Technically, the Barney Circle Neighborhood Association covers only the area bounded by Pennsylvania Avenue SE to the south, Potomac Avenue SE on the north, 15th Street SE on the west, and 17th Street SE on the east. However, many of the residents of the surrounding areas (those traditionally called "Lincoln Park" and "Capitol Hill East") consider themselves to live in Barney Circle; as such, the disputed boundaries may stretch as far north as East Capitol Street, and as far south as the Southeast/Southwest Freeway, and as far east as DC Jail at 19th and D Streets.[1]
Barney Circle was built as part of the now-defunct Washington streetcar system; the circle was the end of the line at which the # 30 streetcars turned around to head back to Friendship Heights.
Located to the east of the Capitol Hill Historic District in Southeast Washington, Barney Circle is a residential neighborhood, roughly triangular in shape, developed during the first quarter of the 20th century to provide affordable housing for people moving to Washington as a result of World War I. The neighborhood consists of uninterrupted rows of single-family brick row houses that typify the area and provide its character and identity.

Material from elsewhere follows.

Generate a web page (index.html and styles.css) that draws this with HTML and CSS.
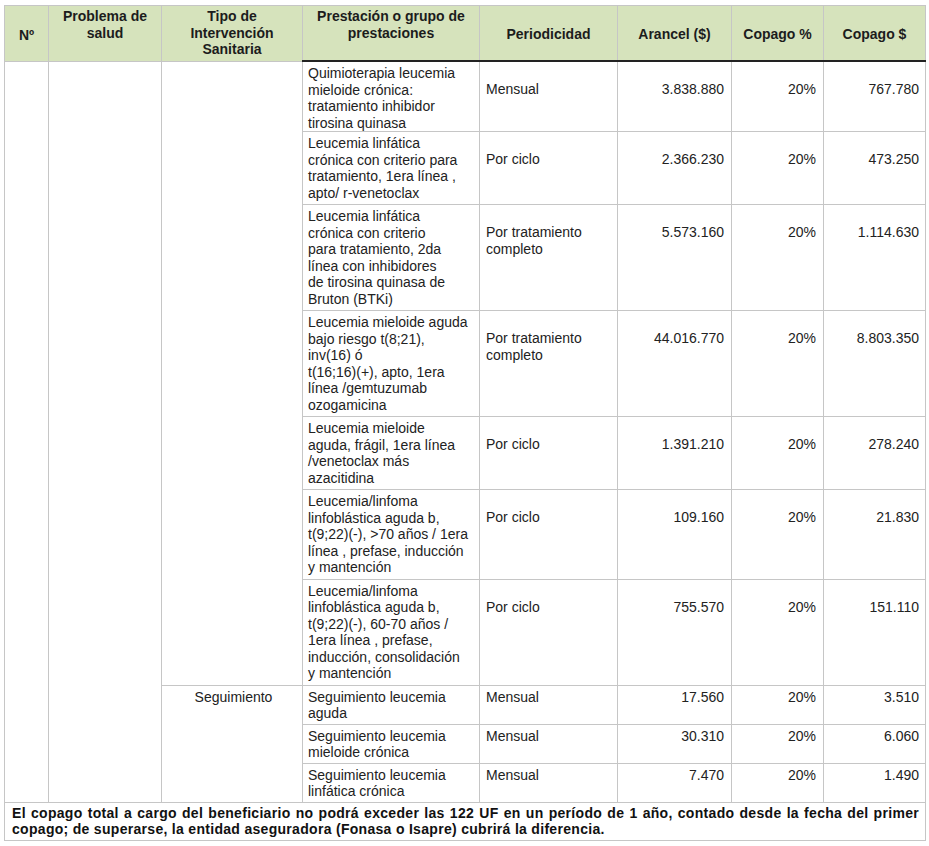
FILE: index.html
```html
<!DOCTYPE html>
<html lang="es">
<head>
<meta charset="utf-8">
<title>Prestaciones</title>
<link rel="stylesheet" href="styles.css">
</head>
<body>
<table class="grid">
  <colgroup>
    <col class="c1"><col class="c2"><col class="c3"><col class="c4">
    <col class="c5"><col class="c6"><col class="c7"><col class="c8">
  </colgroup>
  <thead>
    <tr>
      <th class="mid">Nº</th>
      <th class="top">Problema de<br>salud</th>
      <th class="top">Tipo de<br>Intervención<br>Sanitaria</th>
      <th class="top dark">Prestación o grupo de<br>prestaciones</th>
      <th class="mid dark">Periodicidad</th>
      <th class="mid dark">Arancel ($)</th>
      <th class="mid dark">Copago %</th>
      <th class="mid dark">Copago $</th>
    </tr>
  </thead>
  <tbody>
    <tr class="big first">
      <td rowspan="10"></td>
      <td rowspan="10"></td>
      <td rowspan="7"></td>
      <td class="desc">Quimioterapia leucemia<br>mieloide crónica:<br>tratamiento inhibidor<br>tirosina quinasa</td>
      <td class="per">Mensual</td>
      <td class="num">3.838.880</td>
      <td class="num">20%</td>
      <td class="num last">767.780</td>
    </tr>
    <tr class="big">
      <td class="desc">Leucemia linfática<br>crónica con criterio para<br>tratamiento, 1era línea ,<br>apto/ r-venetoclax</td>
      <td class="per">Por ciclo</td>
      <td class="num">2.366.230</td>
      <td class="num">20%</td>
      <td class="num last">473.250</td>
    </tr>
    <tr class="big">
      <td class="desc">Leucemia linfática<br>crónica con criterio<br>para tratamiento, 2da<br>línea con inhibidores<br>de tirosina quinasa de<br>Bruton (BTKi)</td>
      <td class="per">Por tratamiento<br>completo</td>
      <td class="num">5.573.160</td>
      <td class="num">20%</td>
      <td class="num last">1.114.630</td>
    </tr>
    <tr class="big">
      <td class="desc">Leucemia mieloide aguda<br>bajo riesgo t(8;21),<br>inv(16) ó<br>t(16;16)(+), apto, 1era<br>línea /gemtuzumab<br>ozogamicina</td>
      <td class="per">Por tratamiento<br>completo</td>
      <td class="num">44.016.770</td>
      <td class="num">20%</td>
      <td class="num last">8.803.350</td>
    </tr>
    <tr class="big">
      <td class="desc">Leucemia mieloide<br>aguda, frágil, 1era línea<br>/venetoclax más<br>azacitidina</td>
      <td class="per">Por ciclo</td>
      <td class="num">1.391.210</td>
      <td class="num">20%</td>
      <td class="num last">278.240</td>
    </tr>
    <tr class="big">
      <td class="desc">Leucemia/linfoma<br>linfoblástica aguda b,<br>t(9;22)(-), &gt;70 años / 1era<br>línea , prefase, inducción<br>y mantención</td>
      <td class="per">Por ciclo</td>
      <td class="num">109.160</td>
      <td class="num">20%</td>
      <td class="num last">21.830</td>
    </tr>
    <tr class="big">
      <td class="desc">Leucemia/linfoma<br>linfoblástica aguda b,<br>t(9;22)(-), 60-70 años /<br>1era línea , prefase,<br>inducción, consolidación<br>y mantención</td>
      <td class="per">Por ciclo</td>
      <td class="num">755.570</td>
      <td class="num">20%</td>
      <td class="num last">151.110</td>
    </tr>
    <tr class="small">
      <td rowspan="3" class="tipo">Seguimiento</td>
      <td class="desc">Seguimiento leucemia<br>aguda</td>
      <td class="per">Mensual</td>
      <td class="num">17.560</td>
      <td class="num">20%</td>
      <td class="num last">3.510</td>
    </tr>
    <tr class="small">
      <td class="desc">Seguimiento leucemia<br>mieloide crónica</td>
      <td class="per">Mensual</td>
      <td class="num">30.310</td>
      <td class="num">20%</td>
      <td class="num last">6.060</td>
    </tr>
    <tr class="small">
      <td class="desc">Seguimiento leucemia<br>linfática crónica</td>
      <td class="per">Mensual</td>
      <td class="num">7.470</td>
      <td class="num">20%</td>
      <td class="num last">1.490</td>
    </tr>
  </tbody>
  <tfoot>
    <tr>
      <td colspan="8" class="note"><span class="line1">El copago total a cargo del beneficiario no podrá exceder las 122 UF en un período de 1 año, contado desde la fecha del primer</span> copago; de superarse, la entidad aseguradora (Fonasa o Isapre) cubrirá la diferencia.</td>
    </tr>
  </tfoot>
</table>
</body>
</html>
```

FILE: styles.css
```css
html, body {
  margin: 0;
  padding: 0;
  background: #ffffff;
}

body {
  font-family: "Liberation Sans", Arial, sans-serif;
  font-size: 14px;
  color: #222222;
}

.grid {
  margin: 5px 0 0 4px;
  width: 921px;
  table-layout: fixed;
  border-collapse: collapse;
}

.c1 { width: 44px; }
.c2 { width: 113px; }
.c3 { width: 141px; }
.c4 { width: 177px; }
.c5 { width: 138px; }
.c6 { width: 114px; }
.c7 { width: 92px; }
.c8 { width: 102px; }

.grid th,
.grid td {
  border: 1px solid #c6c6c6;
  line-height: 16.5px;
  padding: 0;
}

.grid th {
  background: #d6e3bc;
  font-weight: bold;
  color: #1c1c1c;
  text-align: center;
  padding: 2px 4px 3px;
  white-space: nowrap;
}

.grid th.top { vertical-align: top; }
.grid th.mid { vertical-align: middle; padding-top: 4px; padding-bottom: 1px; }
.grid th.dark { border-bottom: 2px solid #222222; }

.grid td {
  vertical-align: top;
  padding-top: 3px;
  padding-bottom: 3px;
}

.grid td.desc {
  padding-left: 5px;
  white-space: nowrap;
}

.first .desc { padding-bottom: 0; }
.grid .small td { padding-bottom: 2px; }

.grid td.per {
  padding-left: 6px;
  white-space: nowrap;
}

.grid td.num {
  text-align: right;
  padding-right: 7px;
}

.grid td.num.last { padding-right: 6px; }

.big .per,
.big .num {
  padding-top: 19px;
}

.small .desc { padding-left: 7px; }
.small .per { padding-left: 8px; }

.grid td.tipo {
  text-align: center;
  padding-left: 3px;
}

.grid td.note {
  font-weight: bold;
  color: #111111;
  letter-spacing: 0.3px;
  line-height: 16.7px;
  padding: 2px 6px 2px 7px;
}

.line1 {
  display: block;
  text-align: justify;
  text-align-last: justify;
}
```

Largely unadorned and modest in scale and style, these two story row houses are wider and shallower than their nineteenth century predecessors and are characterized by their horizontal orientation, front porches and yards, and details including overhanging eaves, mansard roofs with dormers, and brick stringcourses. Known as “daylight” row houses because they were designed to be only two rooms deep to ensure that each room had natural light and air, the row houses are set back from the street and read as a cohesive unit along the streetscape. The historic nature and architectural character of the neighborhood is largely intact, with only a few inappropriate alterations.[1]
However, according to the DC Preservation league... as housing prices and rents have increased over recent years, development pressures to build larger houses and to enlarge existing ones, with additional stories, threaten to destroy the historic fabric of the neighborhood, irrevocably compromising its historic and architectural integrity.[2]